|GRIFFIS, TIMOTHY - University Of Minnesota|
Submitted to: Journal of Environmental Quality
Publication Type: Peer Reviewed Journal
Publication Acceptance Date: 9/7/2017
Publication Date: 10/19/2017
Citation: Baker, J.M., Griffis, T.J. 2017. Feasibility of recycling excess agricultural nitrate with electrodialysis. Journal of Environmental Quality. 46(6):1528-1534. https://doi.org/10.2134/jeq2017.05.0215.
Interpretive Summary: Nitrate contamination of ground and surface waters is a serious problem in many agricultural areas. When concentrations are too high it can be a health hazard in drinking water, and it is a cause of hypoxia (oxygen depletion) in the Gulf of Mexico. Efforts to reduce nitrate loss from farm fields have not yet solved the problem, so there is a need for more tools to address the issue. One potential method that could be useful is electrodialysis, in which an electric current is passed through a series of membranes that are alternately permeable to positively and negatively charged ions. This causes disolved ions to be concentrated in one stream of water and diluted in the other, a technique that has been used widely to desalinate sea water. We tested the hypothesis that it could be used to remove nitrate from contaminated water and concentrate it in a form that could be reused as fertilizer. In a field test on a contaminated stream in southern MN we found that we could lower the concentration in stream water from 22 to 10 parts-per-million (ppm), while concentrating it to more than 500 ppm in a separate tank. An economic analysis indicated that the method would be somewhat more expensive than other remediation startegies, but has the advantage of recycling the nitrate rather than converting it to atmospheric N2 as other methods do. This approach will benefit producers by recovering lost nitrogen fertilizer and will benefit society by reducing nitrate contamination of streams.

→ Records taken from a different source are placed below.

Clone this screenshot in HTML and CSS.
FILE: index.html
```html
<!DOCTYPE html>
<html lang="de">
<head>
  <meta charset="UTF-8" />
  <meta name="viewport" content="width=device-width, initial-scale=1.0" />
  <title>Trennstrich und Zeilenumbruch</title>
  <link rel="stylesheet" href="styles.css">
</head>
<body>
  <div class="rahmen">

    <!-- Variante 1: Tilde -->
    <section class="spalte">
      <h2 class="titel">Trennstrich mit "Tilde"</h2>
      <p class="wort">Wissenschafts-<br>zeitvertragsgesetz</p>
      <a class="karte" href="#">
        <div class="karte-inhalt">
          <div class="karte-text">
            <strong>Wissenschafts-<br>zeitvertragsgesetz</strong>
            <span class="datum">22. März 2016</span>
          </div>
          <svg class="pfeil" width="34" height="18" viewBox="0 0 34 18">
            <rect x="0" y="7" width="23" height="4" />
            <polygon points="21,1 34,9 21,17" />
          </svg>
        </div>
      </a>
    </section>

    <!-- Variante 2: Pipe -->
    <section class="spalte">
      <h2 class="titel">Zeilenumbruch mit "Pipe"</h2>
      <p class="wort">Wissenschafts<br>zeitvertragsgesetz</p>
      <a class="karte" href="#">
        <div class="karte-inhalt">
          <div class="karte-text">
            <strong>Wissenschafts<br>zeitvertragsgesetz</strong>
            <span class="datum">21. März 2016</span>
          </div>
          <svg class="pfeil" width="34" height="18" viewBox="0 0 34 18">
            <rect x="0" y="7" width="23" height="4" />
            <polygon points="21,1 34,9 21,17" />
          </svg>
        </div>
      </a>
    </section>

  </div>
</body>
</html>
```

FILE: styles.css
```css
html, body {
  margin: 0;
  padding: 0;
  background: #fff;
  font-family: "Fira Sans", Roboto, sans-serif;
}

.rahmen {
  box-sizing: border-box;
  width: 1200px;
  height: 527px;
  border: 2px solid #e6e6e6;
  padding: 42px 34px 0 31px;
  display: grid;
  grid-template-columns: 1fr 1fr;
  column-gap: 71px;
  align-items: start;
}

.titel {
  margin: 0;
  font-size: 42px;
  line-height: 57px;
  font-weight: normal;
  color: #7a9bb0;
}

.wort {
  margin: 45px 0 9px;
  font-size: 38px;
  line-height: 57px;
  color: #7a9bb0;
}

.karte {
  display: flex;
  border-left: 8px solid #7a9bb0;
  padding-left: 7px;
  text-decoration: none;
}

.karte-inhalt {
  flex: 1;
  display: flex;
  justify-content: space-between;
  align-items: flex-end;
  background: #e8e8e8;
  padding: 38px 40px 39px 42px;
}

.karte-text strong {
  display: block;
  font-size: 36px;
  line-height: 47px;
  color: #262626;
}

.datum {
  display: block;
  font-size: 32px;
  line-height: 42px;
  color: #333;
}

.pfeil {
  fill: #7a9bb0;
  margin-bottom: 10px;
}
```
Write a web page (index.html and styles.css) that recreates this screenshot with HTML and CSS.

Technical Abstract: One of the most serious environmental problems associated with agriculture is excessive nitrate-N in waters leaving fields. It is a local health hazard in drinking water and a primary cause of hypoxia in continental ocean waters receiving drainage from agricultural regions. Many of the recent mitigation efforts have focused on techniques that promote microbial denitrification – conversion of nitrate to N2. This seems inherently wasteful, since the industrial production of nitrate fertilizer from N2 requires a substantial input of energy and is a major source of greenhouse gas emissions. Thus it is desirable to develop methods to recycle nitrate, keeping it in a form that could be reapplied as fertilizer. One possibility is electrodialysis, in which a DC current is passed through alternating cation- and anion-permeable membranes, creating separate streams of dilute and concentrated water. We tested the concept in a field setting on a contaminated trout stream with nitrate-N concentrations consistently above 20 mg l-1. The solar-powered system was able to remove more than half of the nitrate in water passing through it, and concentrate it in a tank for subsequent application as fertilizer. The upper limit of concentration was approximately 500 mg l-1, above which precipitation of calcium carbonate limited operation. An economic analysis indicates that in comparison to denitrification methods such as bioreactors, electrodialysis is likely to be somewhat more expensive per unit of nitrate removed. The approach will be most feasible for situations where nitrate concentrations are well above environmental standards for extended periods, to maximize both operating time and nitrate removal rate.